*** DATA LINES
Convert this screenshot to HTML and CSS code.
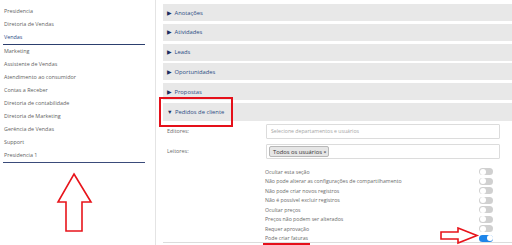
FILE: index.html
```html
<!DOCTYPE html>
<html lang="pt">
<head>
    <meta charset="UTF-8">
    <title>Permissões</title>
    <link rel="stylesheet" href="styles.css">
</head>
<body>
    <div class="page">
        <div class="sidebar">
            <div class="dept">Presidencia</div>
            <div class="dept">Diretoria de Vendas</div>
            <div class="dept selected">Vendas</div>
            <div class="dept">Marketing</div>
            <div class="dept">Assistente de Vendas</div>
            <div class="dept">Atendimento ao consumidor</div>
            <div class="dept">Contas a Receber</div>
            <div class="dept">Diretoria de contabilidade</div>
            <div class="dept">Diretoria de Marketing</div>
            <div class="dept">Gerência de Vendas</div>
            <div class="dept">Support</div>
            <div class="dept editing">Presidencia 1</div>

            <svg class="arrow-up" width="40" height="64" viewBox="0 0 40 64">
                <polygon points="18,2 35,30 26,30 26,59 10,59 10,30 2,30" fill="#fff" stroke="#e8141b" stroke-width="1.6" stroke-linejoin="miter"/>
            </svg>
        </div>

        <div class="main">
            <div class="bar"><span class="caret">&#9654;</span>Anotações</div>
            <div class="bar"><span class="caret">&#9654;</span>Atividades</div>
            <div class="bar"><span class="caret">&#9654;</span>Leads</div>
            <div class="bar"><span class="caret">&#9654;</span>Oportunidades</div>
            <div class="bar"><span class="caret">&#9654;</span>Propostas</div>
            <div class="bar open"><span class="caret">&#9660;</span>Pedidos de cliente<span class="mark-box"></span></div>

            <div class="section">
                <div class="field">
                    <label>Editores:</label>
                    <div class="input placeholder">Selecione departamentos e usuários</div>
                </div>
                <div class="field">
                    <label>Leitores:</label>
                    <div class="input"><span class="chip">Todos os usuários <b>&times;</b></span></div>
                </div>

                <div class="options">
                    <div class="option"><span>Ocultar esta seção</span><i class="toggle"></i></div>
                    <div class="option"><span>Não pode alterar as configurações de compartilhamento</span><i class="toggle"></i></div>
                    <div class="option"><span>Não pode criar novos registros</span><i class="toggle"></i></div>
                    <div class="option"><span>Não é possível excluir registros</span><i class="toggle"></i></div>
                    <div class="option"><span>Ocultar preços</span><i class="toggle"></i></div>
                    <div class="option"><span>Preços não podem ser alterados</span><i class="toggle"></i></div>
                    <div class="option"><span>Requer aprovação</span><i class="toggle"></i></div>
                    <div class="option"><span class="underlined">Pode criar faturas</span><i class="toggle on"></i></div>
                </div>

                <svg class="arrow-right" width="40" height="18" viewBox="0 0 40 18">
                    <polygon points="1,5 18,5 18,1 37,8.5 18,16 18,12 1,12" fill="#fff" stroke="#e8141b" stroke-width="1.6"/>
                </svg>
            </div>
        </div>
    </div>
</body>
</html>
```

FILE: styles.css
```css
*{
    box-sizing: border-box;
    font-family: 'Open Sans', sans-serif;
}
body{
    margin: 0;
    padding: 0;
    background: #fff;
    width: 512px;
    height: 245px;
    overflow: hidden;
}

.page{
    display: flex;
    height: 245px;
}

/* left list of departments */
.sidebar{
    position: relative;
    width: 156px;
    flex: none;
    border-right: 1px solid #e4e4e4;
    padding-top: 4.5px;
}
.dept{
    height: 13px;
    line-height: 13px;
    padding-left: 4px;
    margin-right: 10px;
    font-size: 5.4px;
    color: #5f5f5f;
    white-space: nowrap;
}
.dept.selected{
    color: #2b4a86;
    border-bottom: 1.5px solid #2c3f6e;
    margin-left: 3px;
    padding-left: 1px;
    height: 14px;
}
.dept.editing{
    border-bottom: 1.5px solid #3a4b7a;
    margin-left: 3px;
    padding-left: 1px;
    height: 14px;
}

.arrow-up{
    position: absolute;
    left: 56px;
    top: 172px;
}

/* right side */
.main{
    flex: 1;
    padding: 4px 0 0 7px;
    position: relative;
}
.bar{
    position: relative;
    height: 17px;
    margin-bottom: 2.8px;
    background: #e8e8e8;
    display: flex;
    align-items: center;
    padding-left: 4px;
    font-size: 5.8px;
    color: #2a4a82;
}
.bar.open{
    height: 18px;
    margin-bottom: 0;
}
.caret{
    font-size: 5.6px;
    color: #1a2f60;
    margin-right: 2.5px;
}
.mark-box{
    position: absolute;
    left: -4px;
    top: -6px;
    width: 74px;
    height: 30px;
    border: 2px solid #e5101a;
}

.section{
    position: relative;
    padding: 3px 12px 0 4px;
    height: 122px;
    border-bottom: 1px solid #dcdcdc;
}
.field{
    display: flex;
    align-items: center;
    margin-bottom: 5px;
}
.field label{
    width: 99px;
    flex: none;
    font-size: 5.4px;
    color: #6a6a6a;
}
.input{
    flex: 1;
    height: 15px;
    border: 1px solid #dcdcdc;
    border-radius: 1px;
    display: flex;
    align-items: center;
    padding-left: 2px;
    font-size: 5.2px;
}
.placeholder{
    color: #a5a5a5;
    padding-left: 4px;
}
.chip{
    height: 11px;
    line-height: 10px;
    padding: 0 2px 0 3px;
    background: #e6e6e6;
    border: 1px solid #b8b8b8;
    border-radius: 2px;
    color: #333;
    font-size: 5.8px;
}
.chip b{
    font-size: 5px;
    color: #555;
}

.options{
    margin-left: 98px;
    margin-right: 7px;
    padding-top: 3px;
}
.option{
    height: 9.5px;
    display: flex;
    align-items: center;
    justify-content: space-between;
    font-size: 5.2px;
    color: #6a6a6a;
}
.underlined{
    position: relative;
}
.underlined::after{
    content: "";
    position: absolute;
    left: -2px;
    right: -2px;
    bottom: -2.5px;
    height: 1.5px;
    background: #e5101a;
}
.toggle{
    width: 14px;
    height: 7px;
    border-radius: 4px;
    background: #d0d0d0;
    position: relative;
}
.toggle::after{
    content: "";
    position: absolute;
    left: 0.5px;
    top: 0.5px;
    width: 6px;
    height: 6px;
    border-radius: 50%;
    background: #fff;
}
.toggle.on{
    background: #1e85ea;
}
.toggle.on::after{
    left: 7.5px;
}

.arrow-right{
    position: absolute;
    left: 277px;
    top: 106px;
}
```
******
# GIVEN PROBLEM:
All of the data above should be quoted exactly, except for the pictures.

# EXPECTED OUTPUT:
Convert this screenshot to HTML and CSS code.
FILE: index.html
```html
<!DOCTYPE html>
<html lang="pt">
<head>
    <meta charset="UTF-8">
    <title>Permissões</title>
    <link rel="stylesheet" href="styles.css">
</head>
<body>
    <div class="page">
        <div class="sidebar">
            <div class="dept">Presidencia</div>
            <div class="dept">Diretoria de Vendas</div>
            <div class="dept selected">Vendas</div>
            <div class="dept">Marketing</div>
            <div class="dept">Assistente de Vendas</div>
            <div class="dept">Atendimento ao consumidor</div>
            <div class="dept">Contas a Receber</div>
            <div class="dept">Diretoria de contabilidade</div>
            <div class="dept">Diretoria de Marketing</div>
            <div class="dept">Gerência de Vendas</div>
            <div class="dept">Support</div>
            <div class="dept editing">Presidencia 1</div>

            <svg class="arrow-up" width="40" height="64" viewBox="0 0 40 64">
                <polygon points="18,2 35,30 26,30 26,59 10,59 10,30 2,30" fill="#fff" stroke="#e8141b" stroke-width="1.6" stroke-linejoin="miter"/>
            </svg>
        </div>

        <div class="main">
            <div class="bar"><span class="caret">&#9654;</span>Anotações</div>
            <div class="bar"><span class="caret">&#9654;</span>Atividades</div>
            <div class="bar"><span class="caret">&#9654;</span>Leads</div>
            <div class="bar"><span class="caret">&#9654;</span>Oportunidades</div>
            <div class="bar"><span class="caret">&#9654;</span>Propostas</div>
            <div class="bar open"><span class="caret">&#9660;</span>Pedidos de cliente<span class="mark-box"></span></div>

            <div class="section">
                <div class="field">
                    <label>Editores:</label>
                    <div class="input placeholder">Selecione departamentos e usuários</div>
                </div>
                <div class="field">
                    <label>Leitores:</label>
                    <div class="input"><span class="chip">Todos os usuários <b>&times;</b></span></div>
                </div>

                <div class="options">
                    <div class="option"><span>Ocultar esta seção</span><i class="toggle"></i></div>
                    <div class="option"><span>Não pode alterar as configurações de compartilhamento</span><i class="toggle"></i></div>
                    <div class="option"><span>Não pode criar novos registros</span><i class="toggle"></i></div>
                    <div class="option"><span>Não é possível excluir registros</span><i class="toggle"></i></div>
                    <div class="option"><span>Ocultar preços</span><i class="toggle"></i></div>
                    <div class="option"><span>Preços não podem ser alterados</span><i class="toggle"></i></div>
                    <div class="option"><span>Requer aprovação</span><i class="toggle"></i></div>
                    <div class="option"><span class="underlined">Pode criar faturas</span><i class="toggle on"></i></div>
                </div>

                <svg class="arrow-right" width="40" height="18" viewBox="0 0 40 18">
                    <polygon points="1,5 18,5 18,1 37,8.5 18,16 18,12 1,12" fill="#fff" stroke="#e8141b" stroke-width="1.6"/>
                </svg>
            </div>
        </div>
    </div>
</body>
</html>
```

FILE: styles.css
```css
*{
    box-sizing: border-box;
    font-family: 'Open Sans', sans-serif;
}
body{
    margin: 0;
    padding: 0;
    background: #fff;
    width: 512px;
    height: 245px;
    overflow: hidden;
}

.page{
    display: flex;
    height: 245px;
}

/* left list of departments */
.sidebar{
    position: relative;
    width: 156px;
    flex: none;
    border-right: 1px solid #e4e4e4;
    padding-top: 4.5px;
}
.dept{
    height: 13px;
    line-height: 13px;
    padding-left: 4px;
    margin-right: 10px;
    font-size: 5.4px;
    color: #5f5f5f;
    white-space: nowrap;
}
.dept.selected{
    color: #2b4a86;
    border-bottom: 1.5px solid #2c3f6e;
    margin-left: 3px;
    padding-left: 1px;
    height: 14px;
}
.dept.editing{
    border-bottom: 1.5px solid #3a4b7a;
    margin-left: 3px;
    padding-left: 1px;
    height: 14px;
}

.arrow-up{
    position: absolute;
    left: 56px;
    top: 172px;
}

/* right side */
.main{
    flex: 1;
    padding: 4px 0 0 7px;
    position: relative;
}
.bar{
    position: relative;
    height: 17px;
    margin-bottom: 2.8px;
    background: #e8e8e8;
    display: flex;
    align-items: center;
    padding-left: 4px;
    font-size: 5.8px;
    color: #2a4a82;
}
.bar.open{
    height: 18px;
    margin-bottom: 0;
}
.caret{
    font-size: 5.6px;
    color: #1a2f60;
    margin-right: 2.5px;
}
.mark-box{
    position: absolute;
    left: -4px;
    top: -6px;
    width: 74px;
    height: 30px;
    border: 2px solid #e5101a;
}

.section{
    position: relative;
    padding: 3px 12px 0 4px;
    height: 122px;
    border-bottom: 1px solid #dcdcdc;
}
.field{
    display: flex;
    align-items: center;
    margin-bottom: 5px;
}
.field label{
    width: 99px;
    flex: none;
    font-size: 5.4px;
    color: #6a6a6a;
}
.input{
    flex: 1;
    height: 15px;
    border: 1px solid #dcdcdc;
    border-radius: 1px;
    display: flex;
    align-items: center;
    padding-left: 2px;
    font-size: 5.2px;
}
.placeholder{
    color: #a5a5a5;
    padding-left: 4px;
}
.chip{
    height: 11px;
    line-height: 10px;
    padding: 0 2px 0 3px;
    background: #e6e6e6;
    border: 1px solid #b8b8b8;
    border-radius: 2px;
    color: #333;
    font-size: 5.8px;
}
.chip b{
    font-size: 5px;
    color: #555;
}

.options{
    margin-left: 98px;
    margin-right: 7px;
    padding-top: 3px;
}
.option{
    height: 9.5px;
    display: flex;
    align-items: center;
    justify-content: space-between;
    font-size: 5.2px;
    color: #6a6a6a;
}
.underlined{
    position: relative;
}
.underlined::after{
    content: "";
    position: absolute;
    left: -2px;
    right: -2px;
    bottom: -2.5px;
    height: 1.5px;
    background: #e5101a;
}
.toggle{
    width: 14px;
    height: 7px;
    border-radius: 4px;
    background: #d0d0d0;
    position: relative;
}
.toggle::after{
    content: "";
    position: absolute;
    left: 0.5px;
    top: 0.5px;
    width: 6px;
    height: 6px;
    border-radius: 50%;
    background: #fff;
}
.toggle.on{
    background: #1e85ea;
}
.toggle.on::after{
    left: 7.5px;
}

.arrow-right{
    position: absolute;
    left: 277px;
    top: 106px;
}
```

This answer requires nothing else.